You know what interesting is? Interesting is watching a young, 25-year-old second-year pitcher toss a gem to his 25-year-old rookie catcher. That’s cool! It’s fun to dream about upside!

You know what is not interesting? Watching Alcides Escobar, Jon Jay, Lucas Duda, Paulo Orlando, Drew Butera, Blaine Boyer, or Ryan Goins. We all know what they can do at this point—which, in some cases, is not much at all—and they sure aren’t helping the team win a playoff game.

It would be far, far more interesting to instead see Ramon Torres, Terrance Gore, Hunter Dozier, Trevor Oaks, and Ryan O’Hearn. It would be more interesting to see Bubba Starling and Adalberto Mondesi in Kansas City rather than Omaha when they come back from injury.

Enduring losing seasons is something that Royals fans have done a lot of over the years. Remember: between 1995 and 2012, the Royals had one winning season. A, singular, uno, 1. The trick to enjoying a bad baseball team is by focusing on other facets of the game other than the win. And that’s where interest comes in: even if, like, 25-year-old first baseman Frank Schwindel and his minor league career 3.3% walk rate isn’t likely to become a good major leaguer, the possibility still exists that he could.

If sports is drama, a losing team is an awful film. But anyone can enjoy an awful film if it’s self-aware that it’s bad or if there are enough little nuggets of excellence to make it enjoyable. Unproven minor leaguers getting shots at the big league level are the ultimate ‘will they or won’t they’ plot line.

This requires an awareness of badness that General Manager Dayton Moore seems to lack. Moore in fact seems to reject the idea that being bad can be useful.

“I believe that we can put a strong, competitive team on the field each and every night and also develop in the minor leagues,” [Moore] said. “I believe we can build our farm system back to the level it was in 2010 and 2011, and maybe even do it better and still win games at the major-league level.

“You can’t just turn it on and turn it off. If you want a a winning culture, you’ve got to do everything in your power each day to win.”

Anytime a general manager speaks to reporters, the words spoken may or may not actually mean what they do on the surface, so you have to take things with a grain of salt.
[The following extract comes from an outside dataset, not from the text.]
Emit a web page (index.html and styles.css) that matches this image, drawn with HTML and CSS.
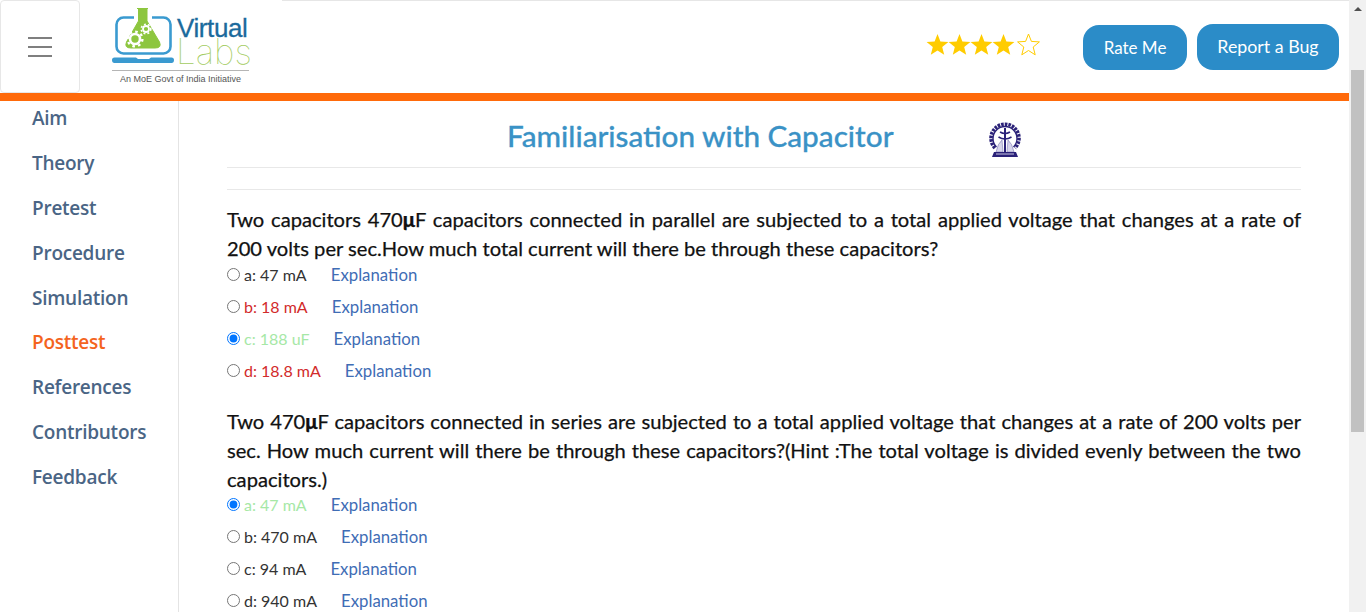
FILE: index.html
```html
<!DOCTYPE html>
<html lang="en">
<head>
  <meta charset="UTF-8">
  <meta name="viewport" content="width=device-width, initial-scale=1.0">
  <title>Familiarisation with Capacitor</title>
  <link rel="stylesheet" href="styles.css">
</head>
<body>
  <div class="page">
    <header class="topbar">
      <button class="menu-btn" aria-label="Menu">
        <span></span><span></span><span></span>
      </button>
      <a class="logo" href="#">
        <div class="logo-top">
          <svg class="logo-icon" width="62" height="55" viewBox="0 0 62 55">
            <rect x="4.5" y="9.5" width="54" height="36" rx="7" fill="none" stroke="#3a9ad0" stroke-width="2.6"/>
            <path d="M2.5 49.5 H24 L26 51 H37 L39 49.5 H59.5 Q62 49.5 62 52 Q62 55 59.5 55 H2.5 Q0 55 0 52 Q0 49.5 2.5 49.5 Z" fill="#3a9ad0"/>
            <path d="M22 0 H40 V14 L53 40 V44 H10 V40 L22 14 Z" fill="#fff"/>
            <path d="M25 0.5 H36 M26.5 1 V13 L14.5 34 Q12 40 19 40 H43 Q50 40 47.5 34 L35 13 V1 Z" fill="#8dc63f" stroke="#8dc63f" stroke-width="1"/>
            <circle cx="23" cy="31" r="5" fill="none" stroke="#fff" stroke-width="2.6"/>
            <circle cx="23" cy="31" r="7.4" fill="none" stroke="#fff" stroke-width="2.4" stroke-dasharray="2.6 3.2"/>
            <circle cx="34" cy="21" r="3" fill="none" stroke="#fff" stroke-width="1.8"/>
            <circle cx="34" cy="21" r="4.8" fill="none" stroke="#fff" stroke-width="1.6" stroke-dasharray="1.9 2.1"/>
          </svg>
          <div class="logo-words">
            <span class="logo-virtual">Virtual</span>
            <span class="logo-labs">Labs</span>
          </div>
        </div>
        <div class="logo-tag">An MoE Govt of India Initiative</div>
      </a>
      <div class="rating">
        <svg width="114" height="24" viewBox="0 0 114 24">
          <defs>
            <path id="star" d="M11.5 1 L14.4 8.4 L22.4 8.9 L16.2 14 L18.2 21.8 L11.5 17.5 L4.8 21.8 L6.8 14 L0.6 8.9 L8.6 8.4 Z"/>
          </defs>
          <use href="#star" x="0" fill="#ffcc00"/>
          <use href="#star" x="22" fill="#ffcc00"/>
          <use href="#star" x="44" fill="#ffcc00"/>
          <use href="#star" x="66" fill="#ffcc00"/>
          <use href="#star" x="91" fill="#fff" stroke="#ffcc00" stroke-width="1"/>
        </svg>
      </div>
      <div class="top-actions">
        <button class="pill pill-rate">Rate Me</button>
        <button class="pill pill-bug">Report a Bug</button>
      </div>
    </header>
    <div class="accent"></div>

    <div class="layout">
      <nav class="sidebar">
        <a href="#">Aim</a>
        <a href="#">Theory</a>
        <a href="#">Pretest</a>
        <a href="#">Procedure</a>
        <a href="#">Simulation</a>
        <a href="#" class="active">Posttest</a>
        <a href="#">References</a>
        <a href="#">Contributors</a>
        <a href="#">Feedback</a>
      </nav>

      <main class="content">
        <div class="title-row">
          <h1>Familiarisation with Capacitor</h1>
          <svg class="emblem" width="34" height="37" viewBox="0 0 34 37">
            <path d="M7 27 A14 14 0 1 1 27 27" fill="none" stroke="#2a2178" stroke-width="3.6" stroke-dasharray="2.6 1"/>
            <path d="M8.5 26 A12 12 0 1 1 25.500 26" fill="none" stroke="#2a2178" stroke-width="1.4"/>
            <path d="M8 31 Q10 22 14 19 L15 31 Z M26 31 Q24 22 20 19 L19 31 Z" fill="#d6d4ea" stroke="#7d78b5" stroke-width="0.6"/>
            <path d="M17 7 V31" stroke="#2a2178" stroke-width="2"/>
            <path d="M12 11 Q17 14 22 11 M10.500 16 Q17 20 23.500 16" fill="none" stroke="#2a2178" stroke-width="1.6"/>
            <path d="M6 31 H28 L30 36 H4 Z" fill="#2a2178"/>
            <path d="M8 33 H26" stroke="#c9c7e2" stroke-width="1"/>
          </svg>
        </div>
        <hr class="rule">

        <section class="question">
          <p class="q-text">Two capacitors 470<b>μ</b>F capacitors connected in parallel are subjected to a total applied voltage that changes at a rate of 200 volts per sec.How much total current will there be through these capacitors?</p>
          <div class="option"><input type="radio"><label>a: 47 mA</label><a href="#">Explanation</a></div>
          <div class="option wrong"><input type="radio"><label>b: 18 mA</label><a href="#">Explanation</a></div>
          <div class="option right"><input type="radio" checked><label>c: 188 uF</label><a href="#">Explanation</a></div>
          <div class="option wrong"><input type="radio"><label>d: 18.8 mA</label><a href="#">Explanation</a></div>
        </section>

        <section class="question question-long">
          <p class="q-text">Two 470<b>μ</b>F capacitors connected in series are subjected to a total applied voltage that changes at a rate of 200 volts per sec. How much current will there be through these capacitors?(Hint :The total voltage is divided evenly between the two capacitors.)</p>
          <div class="option right"><input type="radio" checked><label>a: 47 mA</label><a href="#">Explanation</a></div>
          <div class="option"><input type="radio"><label>b: 470 mA</label><a href="#">Explanation</a></div>
          <div class="option"><input type="radio"><label>c: 94 mA</label><a href="#">Explanation</a></div>
          <div class="option"><input type="radio"><label>d: 940 mA</label><a href="#">Explanation</a></div>
        </section>
      </main>
    </div>
  </div>

  <!-- Page scrollbar -->
  <div class="scrollbar">
    <div class="arrow"></div>
    <div class="thumb"></div>
  </div>
</body>
</html>
```

FILE: styles.css
```css
* {
  box-sizing: border-box;
}

html,
body {
  margin: 0;
  height: 100%;
  overflow: hidden;
}

body {
  display: flex;
  font-family: "Lato", "Open Sans", sans-serif;
  background-color: #fff;
  color: #111;
}

a {
  text-decoration: none;
}

.page {
  flex: 1;
  min-width: 0;
  display: flex;
  flex-direction: column;
  height: 612px;
}

/* Header */
.topbar {
  height: 93px;
  flex-shrink: 0;
  display: flex;
  align-items: flex-start;
  background: linear-gradient(#e6e6e6, #e6e6e6) 282px 0 / 100% 1px no-repeat;
}

.menu-btn {
  width: 80px;
  height: 93px;
  margin: 0;
  padding: 0;
  display: flex;
  flex-direction: column;
  align-items: center;
  justify-content: center;
  gap: 7px;
  background-color: #fff;
  border: 1px solid #e7e7e7;
  border-radius: 4px;
}

.menu-btn span {
  display: block;
  width: 24px;
  height: 2px;
  background-color: #7f7f7f;
}

.logo {
  width: 137px;
  margin-left: 32px;
  padding-top: 8px;
  display: block;
}

.logo-top {
  display: flex;
  height: 59px;
}

.logo-icon {
  flex-shrink: 0;
}

.logo-words {
  display: flex;
  flex-direction: column;
  margin-left: 3px;
}

.logo-virtual {
  margin-top: 7px;
  font-family: "Liberation Sans", sans-serif;
  font-size: 26px;
  letter-spacing: -0.4px;
  line-height: 26px;
  color: #1b6a9c;
  -webkit-text-stroke: 0.3px #1b6a9c;
}

.logo-labs {
  margin-top: -3px;
  margin-left: -1px;
  font-family: "Inter", sans-serif;
  font-weight: 100;
  font-size: 35px;
  line-height: 26px;
  color: #a3cc5f;
}

.logo-tag {
  margin-top: 3px;
  padding-top: 3px;
  border-top: 1px solid #b5b5b5;
  font-family: "Liberation Sans", sans-serif;
  font-size: 9px;
  line-height: 11px;
  color: #555;
  text-align: center;
  white-space: nowrap;
}

.rating {
  margin-left: 677px;
  margin-top: 33px;
  height: 24px;
}

.rating svg {
  display: block;
}

.top-actions {
  display: flex;
  align-items: flex-end;
  gap: 10px;
  margin-left: 43px;
  margin-top: 24px;
}

.pill {
  height: 46px;
  padding: 0;
  border: none;
  border-radius: 16px;
  background-color: #2b8cc8;
  color: #fff;
  font-family: "Lato", sans-serif;
  font-size: 17px;
}

.pill-rate {
  width: 104px;
  height: 45px;
}

.pill-bug {
  width: 142px;
  padding-bottom: 2px;
  font-size: 17.8px;
}

.accent {
  height: 8px;
  flex-shrink: 0;
  background-color: #ff6a0a;
}

/* Body */
.layout {
  flex: 1;
  min-height: 0;
  display: flex;
}

.sidebar {
  width: 179px;
  flex-shrink: 0;
  padding-top: 3px;
  display: flex;
  flex-direction: column;
  gap: 16.9px;
  border-right: 1px solid #e4e4e4;
}

.sidebar a {
  padding-left: 32px;
  font-family: "Open Sans", sans-serif;
  font-weight: 600;
  font-size: 19px;
  letter-spacing: -0.25px;
  line-height: 28px;
  color: #4a6585;
}

.sidebar a.active {
  color: #f4641e;
}

.content {
  flex: 1;
  min-width: 0;
  padding: 0 48px;
}

.title-row {
  height: 67px;
  display: flex;
  align-items: flex-start;
  border-bottom: 1px solid #e8e8e8;
}

h1 {
  margin: 15px 0 0 280px;
  font-size: 29.700px;
  font-weight: 500;
  line-height: 40px;
  color: #3a92c6;
  white-space: nowrap;
  -webkit-text-stroke: 0.3px #3a92c6;
}

.emblem {
  margin: 20px 0 0 94px;
  flex-shrink: 0;
}

.rule {
  margin: 21px 0 0;
  border: none;
  border-top: 1px solid #e8e8e8;
}

.question {
  margin-top: 15px;
}

.question + .question {
  margin-top: 20px;
}

.q-text {
  margin: 0;
  font-size: 20.150px;
  line-height: 29px;
  text-align: justify;
  color: #111;
  -webkit-text-stroke: 0.25px #111;
}

.q-text b {
  font-weight: 900;
}

.question-long .q-text {
  margin-bottom: -1px;
}

.option {
  height: 32px;
  display: flex;
  align-items: center;
  font-size: 16.800px;
  line-height: 32px;
  color: #333;
}

.option input {
  width: 13px;
  height: 13px;
  margin: 0 4px 0 0;
  flex-shrink: 0;
  position: relative;
  top: -1px;
}

.option label {
  margin-right: 24px;
  font-size: 16px;
}

.option a {
  color: #3f6db5;
}

.option.wrong label {
  color: #d22b2b;
}

.option.right label {
  color: #a6e8a6;
}

.question .q-text + .option {
  height: 24px;
  line-height: 24px;
  margin-bottom: 4px;
}

/* Scrollbar */
.scrollbar {
  width: 17px;
  height: 612px;
  flex-shrink: 0;
  background-color: #f1f1f1;
  position: relative;
}

.arrow {
  position: absolute;
  top: 7px;
  left: 5px;
  width: 0;
  height: 0;
  border-left: 4px solid transparent;
  border-right: 4px solid transparent;
  border-bottom: 4px solid #505050;
}

.thumb {
  position: absolute;
  top: 70px;
  left: 2px;
  width: 13px;
  height: 362px;
  background-color: #c1c1c1;
}
```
For instance: Moore isn’t actively lying here, but what he’s saying is clearly preposterous.

The World Series team was built primarily on the backs of Alex Gordon (second overall pick in 2005), Mike Moustakas (second overall pick in 2007), and Eric Hosmer (third overall pick in 2008). That 2015 squad was also served well by Luke Hochevar (first overall pick in 2006) and Christian Colon (fourth overall pick in 2010). You don’t get top five picks by winning games at the major league level. That’s, like, literally the opposite of how that works. And you don’t get your farm system better than it was in 2011 without those top picks.

There’s also the embarrassment of losing so much while trying to compete. Ain’t no one gonna care if the Tampa Bay Rays lose 100 games this year. They traded away Evan Longoria, Jake Odorizzi, Brad Boxberger, and Steven Souza Jr and straight-up cut Corey Dickerson. Those are not the moves of a team that cares if they win 80 games over 70 this year.

But the Royals? Well, again, PECOTA has them at the worst team in baseball. If they end up as a bottom-five team while trying to win, that’s a huge indictment on the front office’s current roster construction and timeline evaluation skills.

And, lest you think that maybe Moore’s talk was standard GM Speak and they’re actually trying to tank, well...

In their lockers this spring, Royals players found charcoal-colored T-shirts with the words “We Compete” printed in bold-faced type across the chest.

Even bad teams compete. Those dudes are professional athletes. That’s what they do. That’s a given. The least that the Royals can do is, if they are gonna be bad, to be bad with purpose and interest.